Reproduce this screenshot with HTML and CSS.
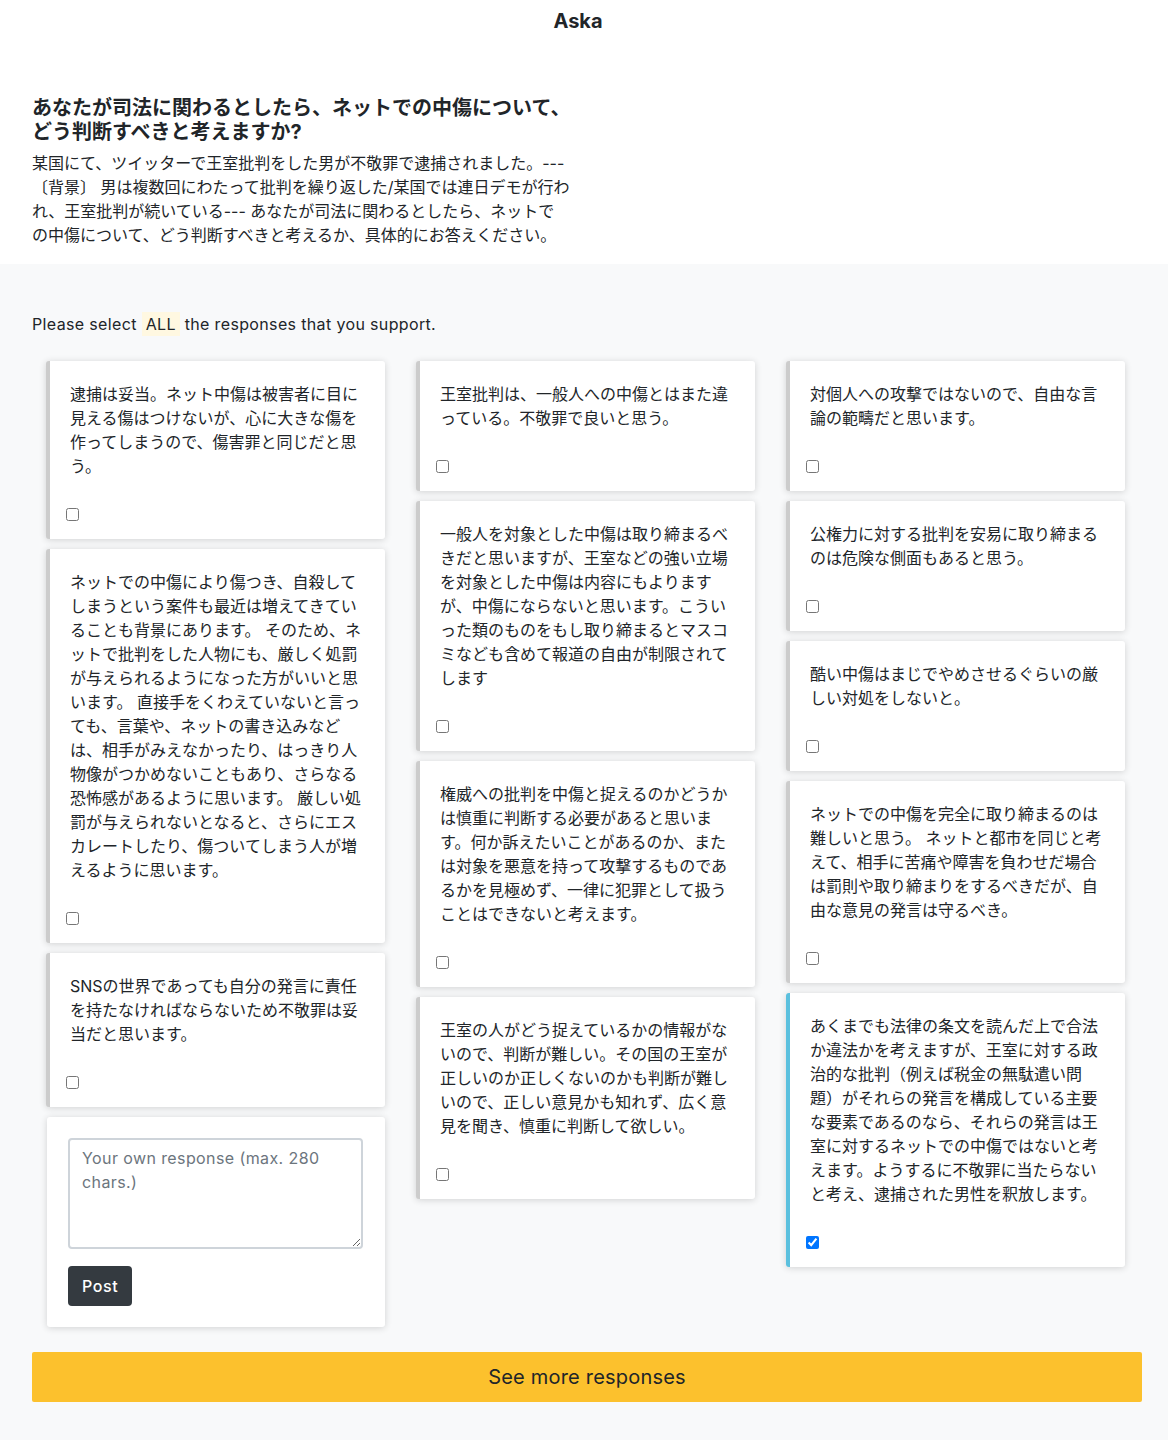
FILE: index.html
```html
<!DOCTYPE html>
<html lang="ja">
<head>
<meta charset="utf-8">
<title>Aska</title>
<link rel="stylesheet" href="styles.css">
</head>
<body>
<header class="topbar">Aska</header>
<section class="question">
  <h1 class="q-title">あなたが司法に関わるとしたら、ネットでの中傷について、どう判断すべきと考えますか?</h1>
  <p class="q-desc">某国にて、ツイッターで王室批判をした男が不敬罪で逮捕されました。--- 〔背景〕 男は複数回にわたって批判を繰り返した/某国では連日デモが行われ、王室批判が続いている--- あなたが司法に関わるとしたら、ネットでの中傷について、どう判断すべきと考えるか、具体的にお答えください。</p>
</section>
<main class="responses">
  <p class="instruction">Please select <span class="hl">ALL</span> the responses that you support.</p>
  <div class="board">
    <div class="col">
      <div class="card"><p class="card-text">逮捕は妥当。ネット中傷は被害者に目に見える傷はつけないが、心に大きな傷を作ってしまうので、傷害罪と同じだと思う。</p><input type="checkbox" class="check"></div>
      <div class="card"><p class="card-text">ネットでの中傷により傷つき、自殺してしまうという案件も最近は増えてきていることも背景にあります。 そのため、ネットで批判をした人物にも、厳しく処罰が与えられるようになった方がいいと思います。 直接手をくわえていないと言っても、言葉や、ネットの書き込みなどは、相手がみえなかったり、はっきり人物像がつかめないこともあり、さらなる恐怖感があるように思います。 厳しい処罰が与えられないとなると、さらにエスカレートしたり、傷ついてしまう人が増えるように思います。</p><input type="checkbox" class="check"></div>
      <div class="card"><p class="card-text">SNSの世界であっても自分の発言に責任を持たなければならないため不敬罪は妥当だと思います。</p><input type="checkbox" class="check"></div>
      <div class="card card-own">
        <textarea class="own-input" placeholder="Your own response (max. 280 chars.)"></textarea>
        <button class="post-btn" type="button">Post</button>
      </div>
    </div>
    <div class="col">
      <div class="card"><p class="card-text">王室批判は、一般人への中傷とはまた違っている。不敬罪で良いと思う。</p><input type="checkbox" class="check"></div>
      <div class="card"><p class="card-text">一般人を対象とした中傷は取り締まるべきだと思いますが、王室などの強い立場を対象とした中傷は内容にもよりますが、中傷にならないと思います。こういった類のものをもし取り締まるとマスコミなども含めて報道の自由が制限されてします</p><input type="checkbox" class="check"></div>
      <div class="card"><p class="card-text">権威への批判を中傷と捉えるのかどうかは慎重に判断する必要があると思います。何か訴えたいことがあるのか、または対象を悪意を持って攻撃するものであるかを見極めず、一律に犯罪として扱うことはできないと考えます。</p><input type="checkbox" class="check"></div>
      <div class="card"><p class="card-text">王室の人がどう捉えているかの情報がないので、判断が難しい。その国の王室が正しいのか正しくないのかも判断が難しいので、正しい意見かも知れず、広く意見を聞き、慎重に判断して欲しい。</p><input type="checkbox" class="check"></div>
    </div>
    <div class="col">
      <div class="card"><p class="card-text">対個人への攻撃ではないので、自由な言論の範疇だと思います。</p><input type="checkbox" class="check"></div>
      <div class="card"><p class="card-text">公権力に対する批判を安易に取り締まるのは危険な側面もあると思う。</p><input type="checkbox" class="check"></div>
      <div class="card"><p class="card-text">酷い中傷はまじでやめさせるぐらいの厳しい対処をしないと。</p><input type="checkbox" class="check"></div>
      <div class="card"><p class="card-text">ネットでの中傷を完全に取り締まるのは難しいと思う。 ネットと都市を同じと考えて、相手に苦痛や障害を負わせだ場合は罰則や取り締まりをするべきだが、自由な意見の発言は守るべき。</p><input type="checkbox" class="check"></div>
      <div class="card card-selected"><p class="card-text">あくまでも法律の条文を読んだ上で合法か違法かを考えますが、王室に対する政治的な批判（例えば税金の無駄遣い問題）がそれらの発言を構成している主要な要素であるのなら、それらの発言は王室に対するネットでの中傷ではないと考えます。ようするに不敬罪に当たらないと考え、逮捕された男性を釈放します。</p><input type="checkbox" class="check" checked></div>
    </div>
  </div>
  <button class="more-btn" type="button">See more responses</button>
</main>
</body>
</html>
```

FILE: styles.css
```css
html, body {
  margin: 0;
  padding: 0;
}
body {
  background: #f8f9fa;
  color: #212529;
  font-family: "Inter", "Noto Sans CJK JP", sans-serif;
  font-size: 16px;
  line-height: 24px;
}
.topbar {
  background: #fff;
  text-align: center;
  font-weight: 700;
  font-size: 20px;
  line-height: 24px;
  padding: 9px 12px 0 0;
  height: 24px;
}
.question {
  background: #fff;
  padding: 63px 26px 17px 32px;
}
.q-title {
  margin: 0;
  width: 545px;
  font-size: 20px;
  line-height: 24px;
  font-weight: 700;
}
.q-desc {
  margin: 7px 0 0;
  width: 538px;
}
.responses {
  padding: 48px 26px 38px 32px;
}
.instruction {
  margin: 0;
  letter-spacing: 0.022em;
}
.hl {
  background: #fff8e1;
  padding: 2px 4px;
}
.board {
  display: grid;
  grid-template-columns: repeat(3, 339px);
  column-gap: 31px;
  padding-left: 14px;
  margin-top: 25px;
  align-items: start;
}
.col {
  display: flex;
  flex-direction: column;
  gap: 10px;
}
.card {
  background: #fff;
  border-left: 4px solid #cccccc;
  border-radius: 3px;
  box-shadow: 0 1px 7px rgba(0, 0, 0, 0.16);
  padding: 21px 20px 15px 20px;
}
.card-selected {
  border-left-color: #5bc0de;
}
.card-text {
  margin: 0 0 30px;
}
.check {
  display: block;
  width: 13px;
  height: 13px;
  margin: 3px 0 3px -4px;
}
.card-own {
  border-left: 0;
  margin-left: 1px;
  padding: 21px;
}
.own-input {
  display: block;
  box-sizing: border-box;
  width: 295px;
  height: 111px;
  border: 2px solid #ced4da;
  border-radius: 4px;
  padding: 6px 12px;
  font-family: "Inter", "Noto Sans CJK JP", sans-serif;
  font-size: 16px;
  line-height: 24px;
  letter-spacing: 0.025em;
  color: #212529;
  margin: 0;
}
.own-input::placeholder {
  color: #6c757d;
}
.post-btn {
  display: block;
  margin-top: 17px;
  height: 40px;
  padding: 0 14px;
  background: #343a40;
  color: #fff;
  border: 0;
  border-radius: 4px;
  font-family: "Inter", sans-serif;
  font-size: 16px;
  font-weight: 500;
  letter-spacing: 0.04em;
}
.more-btn {
  display: block;
  width: 1110px;
  height: 50px;
  margin-top: 25px;
  background: #fcc12d;
  border: 0;
  border-radius: 2px;
  color: #212529;
  font-family: "Inter", sans-serif;
  font-size: 20px;
  letter-spacing: 0.01em;
}
```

=====

Work to complete »
All of the material above should be reproduced exactly, except the pictures.

Task solution »
Reproduce this screenshot with HTML and CSS.
FILE: index.html
```html
<!DOCTYPE html>
<html lang="ja">
<head>
<meta charset="utf-8">
<title>Aska</title>
<link rel="stylesheet" href="styles.css">
</head>
<body>
<header class="topbar">Aska</header>
<section class="question">
  <h1 class="q-title">あなたが司法に関わるとしたら、ネットでの中傷について、どう判断すべきと考えますか?</h1>
  <p class="q-desc">某国にて、ツイッターで王室批判をした男が不敬罪で逮捕されました。--- 〔背景〕 男は複数回にわたって批判を繰り返した/某国では連日デモが行われ、王室批判が続いている--- あなたが司法に関わるとしたら、ネットでの中傷について、どう判断すべきと考えるか、具体的にお答えください。</p>
</section>
<main class="responses">
  <p class="instruction">Please select <span class="hl">ALL</span> the responses that you support.</p>
  <div class="board">
    <div class="col">
      <div class="card"><p class="card-text">逮捕は妥当。ネット中傷は被害者に目に見える傷はつけないが、心に大きな傷を作ってしまうので、傷害罪と同じだと思う。</p><input type="checkbox" class="check"></div>
      <div class="card"><p class="card-text">ネットでの中傷により傷つき、自殺してしまうという案件も最近は増えてきていることも背景にあります。 そのため、ネットで批判をした人物にも、厳しく処罰が与えられるようになった方がいいと思います。 直接手をくわえていないと言っても、言葉や、ネットの書き込みなどは、相手がみえなかったり、はっきり人物像がつかめないこともあり、さらなる恐怖感があるように思います。 厳しい処罰が与えられないとなると、さらにエスカレートしたり、傷ついてしまう人が増えるように思います。</p><input type="checkbox" class="check"></div>
      <div class="card"><p class="card-text">SNSの世界であっても自分の発言に責任を持たなければならないため不敬罪は妥当だと思います。</p><input type="checkbox" class="check"></div>
      <div class="card card-own">
        <textarea class="own-input" placeholder="Your own response (max. 280 chars.)"></textarea>
        <button class="post-btn" type="button">Post</button>
      </div>
    </div>
    <div class="col">
      <div class="card"><p class="card-text">王室批判は、一般人への中傷とはまた違っている。不敬罪で良いと思う。</p><input type="checkbox" class="check"></div>
      <div class="card"><p class="card-text">一般人を対象とした中傷は取り締まるべきだと思いますが、王室などの強い立場を対象とした中傷は内容にもよりますが、中傷にならないと思います。こういった類のものをもし取り締まるとマスコミなども含めて報道の自由が制限されてします</p><input type="checkbox" class="check"></div>
      <div class="card"><p class="card-text">権威への批判を中傷と捉えるのかどうかは慎重に判断する必要があると思います。何か訴えたいことがあるのか、または対象を悪意を持って攻撃するものであるかを見極めず、一律に犯罪として扱うことはできないと考えます。</p><input type="checkbox" class="check"></div>
      <div class="card"><p class="card-text">王室の人がどう捉えているかの情報がないので、判断が難しい。その国の王室が正しいのか正しくないのかも判断が難しいので、正しい意見かも知れず、広く意見を聞き、慎重に判断して欲しい。</p><input type="checkbox" class="check"></div>
    </div>
    <div class="col">
      <div class="card"><p class="card-text">対個人への攻撃ではないので、自由な言論の範疇だと思います。</p><input type="checkbox" class="check"></div>
      <div class="card"><p class="card-text">公権力に対する批判を安易に取り締まるのは危険な側面もあると思う。</p><input type="checkbox" class="check"></div>
      <div class="card"><p class="card-text">酷い中傷はまじでやめさせるぐらいの厳しい対処をしないと。</p><input type="checkbox" class="check"></div>
      <div class="card"><p class="card-text">ネットでの中傷を完全に取り締まるのは難しいと思う。 ネットと都市を同じと考えて、相手に苦痛や障害を負わせだ場合は罰則や取り締まりをするべきだが、自由な意見の発言は守るべき。</p><input type="checkbox" class="check"></div>
      <div class="card card-selected"><p class="card-text">あくまでも法律の条文を読んだ上で合法か違法かを考えますが、王室に対する政治的な批判（例えば税金の無駄遣い問題）がそれらの発言を構成している主要な要素であるのなら、それらの発言は王室に対するネットでの中傷ではないと考えます。ようするに不敬罪に当たらないと考え、逮捕された男性を釈放します。</p><input type="checkbox" class="check" checked></div>
    </div>
  </div>
  <button class="more-btn" type="button">See more responses</button>
</main>
</body>
</html>
```

FILE: styles.css
```css
html, body {
  margin: 0;
  padding: 0;
}
body {
  background: #f8f9fa;
  color: #212529;
  font-family: "Inter", "Noto Sans CJK JP", sans-serif;
  font-size: 16px;
  line-height: 24px;
}
.topbar {
  background: #fff;
  text-align: center;
  font-weight: 700;
  font-size: 20px;
  line-height: 24px;
  padding: 9px 12px 0 0;
  height: 24px;
}
.question {
  background: #fff;
  padding: 63px 26px 17px 32px;
}
.q-title {
  margin: 0;
  width: 545px;
  font-size: 20px;
  line-height: 24px;
  font-weight: 700;
}
.q-desc {
  margin: 7px 0 0;
  width: 538px;
}
.responses {
  padding: 48px 26px 38px 32px;
}
.instruction {
  margin: 0;
  letter-spacing: 0.022em;
}
.hl {
  background: #fff8e1;
  padding: 2px 4px;
}
.board {
  display: grid;
  grid-template-columns: repeat(3, 339px);
  column-gap: 31px;
  padding-left: 14px;
  margin-top: 25px;
  align-items: start;
}
.col {
  display: flex;
  flex-direction: column;
  gap: 10px;
}
.card {
  background: #fff;
  border-left: 4px solid #cccccc;
  border-radius: 3px;
  box-shadow: 0 1px 7px rgba(0, 0, 0, 0.16);
  padding: 21px 20px 15px 20px;
}
.card-selected {
  border-left-color: #5bc0de;
}
.card-text {
  margin: 0 0 30px;
}
.check {
  display: block;
  width: 13px;
  height: 13px;
  margin: 3px 0 3px -4px;
}
.card-own {
  border-left: 0;
  margin-left: 1px;
  padding: 21px;
}
.own-input {
  display: block;
  box-sizing: border-box;
  width: 295px;
  height: 111px;
  border: 2px solid #ced4da;
  border-radius: 4px;
  padding: 6px 12px;
  font-family: "Inter", "Noto Sans CJK JP", sans-serif;
  font-size: 16px;
  line-height: 24px;
  letter-spacing: 0.025em;
  color: #212529;
  margin: 0;
}
.own-input::placeholder {
  color: #6c757d;
}
.post-btn {
  display: block;
  margin-top: 17px;
  height: 40px;
  padding: 0 14px;
  background: #343a40;
  color: #fff;
  border: 0;
  border-radius: 4px;
  font-family: "Inter", sans-serif;
  font-size: 16px;
  font-weight: 500;
  letter-spacing: 0.04em;
}
.more-btn {
  display: block;
  width: 1110px;
  height: 50px;
  margin-top: 25px;
  background: #fcc12d;
  border: 0;
  border-radius: 2px;
  color: #212529;
  font-family: "Inter", sans-serif;
  font-size: 20px;
  letter-spacing: 0.01em;
}
```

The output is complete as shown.